The Cobalt cab incorporates all-steel construction with an e-coat/powder paint topcoat engineered to withstand harsh environments along with expansive glass areas that offer wide visibility. Double-sealed doors can be mounted with front or rear hinges and the cab is available with adjustable telescoping mirrors, an array of halogen or LED or HID lighting and beacon options.
Inside the cab, the operator’s adjustable seat is center positioned for optimum visibility and a trainer’s seat doubles as a multiuse operator workstation. The interior also includes a tilting/telescoping steering column, stalk switch for lighting and horn controls and an integrated headliner that allows for custom placement of HVAC, lighting and audio controls.
“You can have a different door assembly, but it’s the same weldment,” said Pillers. “You can have different control configurations, different seat finishes, different air conditioning features — but it all goes in the same painted metal frame.”
The Cobalt cab is also available with a virtually infinite number of colors and individual branding space is available on the front and rear body panels, the doors, floormats, seats and steering columns.

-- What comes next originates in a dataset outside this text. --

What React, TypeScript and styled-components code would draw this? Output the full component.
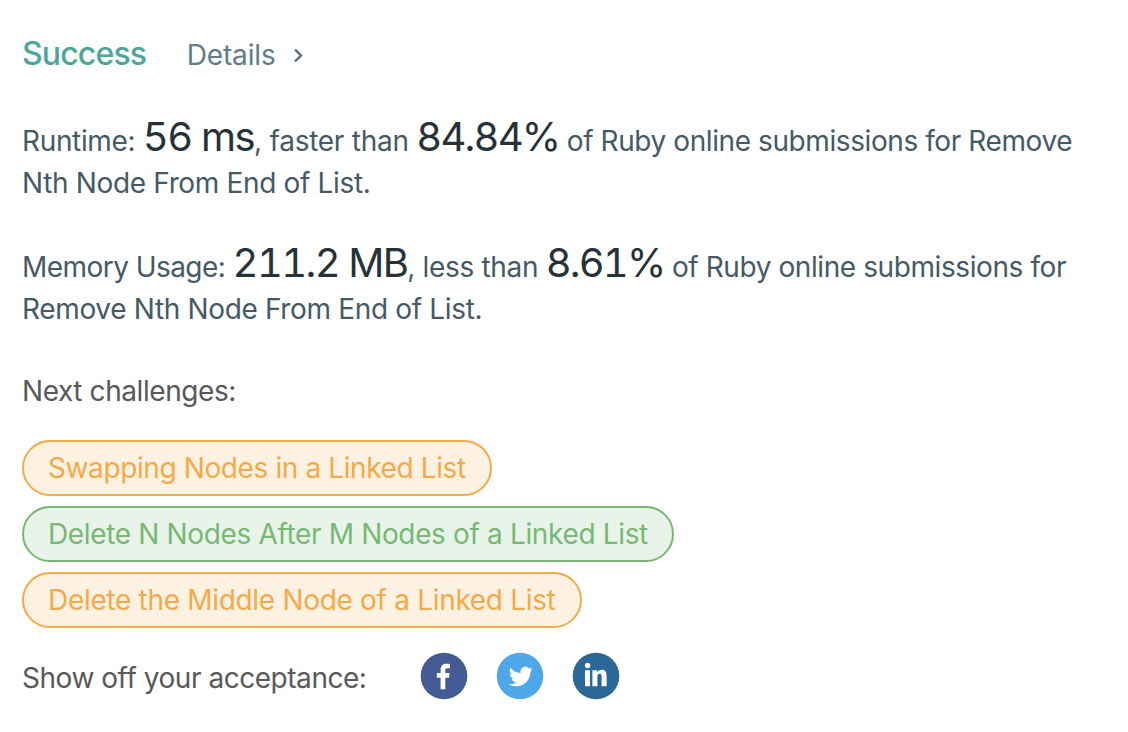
import React from 'react';
import styled, { createGlobalStyle } from 'styled-components';

const Global = createGlobalStyle`
  * { box-sizing: border-box; }
  body { margin: 0; background: #fff; font-family: Inter, "Liberation Sans", sans-serif; }
`;
const Page = styled.main`
  height: 732px; padding: 32px 22px 0; display: flex; flex-direction: column; align-items: flex-start;
  color: #455a64; font-size: 28px; line-height: 42px; white-space: nowrap; overflow: hidden;
`;
const Header = styled.header`display: flex; align-items: center; height: 42px;`;
const Status = styled.h1`
  margin: 0 40.5px 0 0; padding-top: 1px; font-size: 32px; font-weight: 500; color: #4da699; letter-spacing: -0.85px;
`;
const Details = styled.a`display: flex; align-items: center; gap: 15px; padding-top: 3px; color: #607d8b; letter-spacing: -0.15px;`;
const Stat = styled.p`margin: 46px 0 -4px; height: 84px;`;
const Line = styled.span`display: block; height: 42px;`;
const Text = styled.span<{ $ls?: number }>`letter-spacing: ${p => p.$ls ?? -0.34}px;`;
const Value = styled.span<{ $ls?: number }>`
  font-size: 40px; line-height: 0; color: #263238; font-feature-settings: "tnum";
  letter-spacing: ${p => p.$ls ?? -1.5}px;
`;
const Label = styled.div`margin-top: 44px; color: #595959; letter-spacing: -0.42px;`;
const Tags = styled.div`display: flex; flex-direction: column; align-items: flex-start; gap: 10px; margin-top: 28px;`;
const Tag = styled.a<{ $easy?: boolean; $ls: number }>`
  height: 56px; line-height: 52px; padding: 0 24px; border-radius: 28px; border: 2px solid;
  letter-spacing: ${p => p.$ls}px;
  color: ${p => p.$easy ? '#78b873' : '#f4aa48'};
  background: ${p => p.$easy ? '#e8f4e9' : '#fdf2e2'};
`;
const Share = styled.div`display: flex; align-items: center; margin-top: 24px; height: 48px; color: #595959;`;
const ShareText = styled.span`padding-top: 4px; letter-spacing: -0.46px;`;
const Icons = styled.div`display: flex; gap: 28px; margin-left: 54px;`;

export default function App() {
  return (
    <Page>
      <Global />
      <Header>
        <Status>Success</Status>
        <Details>Details
          <svg width="14" height="18" viewBox="0 0 14 18" fill="none" stroke="#546e7a" strokeWidth="2.4"><path d="M4 3.5l6 6-6 6" /></svg>
        </Details>
      </Header>
      <Stat>
        <Line>
          <Text>Runtime: </Text><Value>56 ms</Value><Text $ls={-0.26}>, faster than </Text>
          <Value $ls={-1.8}>84.84%</Value><Text $ls={-0.41}> of Ruby online submissions for Remove</Text>
        </Line>
        <Line><Text>Nth Node From End of List.</Text></Line>
      </Stat>
      <Stat>
        <Line>
          <Text $ls={-0.55}>Memory Usage: </Text><Value $ls={-1.6}>211.2 MB</Value><Text>, less than </Text>
          <Value $ls={-1.8}>8.61%</Value><Text $ls={-0.41}> of Ruby online submissions for</Text>
        </Line>
        <Line><Text>Remove Nth Node From End of List.</Text></Line>
      </Stat>
      <Label>Next challenges:</Label>
      <Tags>
        <Tag $ls={-0.39}>Swapping Nodes in a Linked List</Tag>
        <Tag $easy $ls={-0.35}>Delete N Nodes After M Nodes of a Linked List</Tag>
        <Tag $ls={-0.31}>Delete the Middle Node of a Linked List</Tag>
      </Tags>
      <Share><ShareText>Show off your acceptance:</ShareText>
        <Icons>
          <svg width="48" height="48" viewBox="0 0 48 48"><circle cx="24" cy="24" r="23.3" fill="#445a94" /><path fill="#fff" d="M20.6 37.2V25.8h-3.8v-4.7h3.8v-3.5c0-4.1 2.4-5.8 6-5.8 1.3 0 2.6.1 3.4.2v4.2h-2.4c-1.8 0-2.3.8-2.3 2.2v2.7h4.3l-.7 4.7h-3.6v11.4z" /></svg>
          <svg width="48" height="48" viewBox="0 0 64 64"><circle cx="32" cy="32" r="31" fill="#4da7e8" /><path transform="translate(1 .8)" fill="#fff" d="M48 22.1c-1.2.5-2.4.9-3.8 1 1.4-.8 2.4-2.1 2.9-3.6-1.3.8-2.7 1.3-4.2 1.6C41.7 19.8 40 19 38.2 19c-3.6 0-6.6 2.9-6.6 6.6 0 .5.1 1 .2 1.5-5.5-.3-10.3-2.9-13.5-6.9-.6 1-.9 2.1-.9 3.3 0 2.3 1.2 4.3 2.9 5.5-1.1 0-2.1-.3-3-.8v.1c0 3.2 2.3 5.8 5.3 6.4-.6.1-1.1.2-1.7.2-.4 0-.8 0-1.2-.1.8 2.6 3.3 4.5 6.1 4.6-2.2 1.8-5.1 2.8-8.2 2.8-.5 0-1.1 0-1.6-.1 2.9 1.9 6.4 2.9 10.1 2.9 12.1 0 18.7-10 18.7-18.7v-.8c1.2-1 2.3-2.1 3.2-3.4z" /></svg>
          <svg width="48" height="48" viewBox="0 0 48 48"><circle cx="24" cy="24" r="23.3" fill="#2b6797" /><g fill="#fff"><circle cx="15.6" cy="13.5" r="2.7" /><path d="M13 18.2h5v16.1h-5zM20.4 18.2h4.7v2.2c.8-1.5 2.6-2.6 4.8-2.6 3.5 0 4.7 2.5 4.7 6.2v10.3h-5v-9.5c0-2.1-.6-3.1-2-3.1-1.7 0-2.2 1.3-2.2 3.1v9.5h-5z" /></g></svg>
        </Icons>
      </Share>
    </Page>
  );
}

“I came out of the machinery industry and I’m a huge fan of Cobalt and what it stands for,” said Decoo. “I came here from a large OEM and I can tell you, that brand identity meant everything to us. And the cab is one of the key touch points for brand identity.
“Cobalt is going into the smaller and very small OEMs that absolutely cannot afford to develop a cab of that caliber. They may not be able to develop their own cab, but they have the same customer expectations as far as levels of fit, finish, features and ergonomics, as with a large OEM.
“Now they’re able to get a cab that drives brand identity for them and we’re able to customize it so that they can have their own brand identity. That’s huge for the small OEMs and that’s the value we’re delivering with Cobalt and Cobalt II.”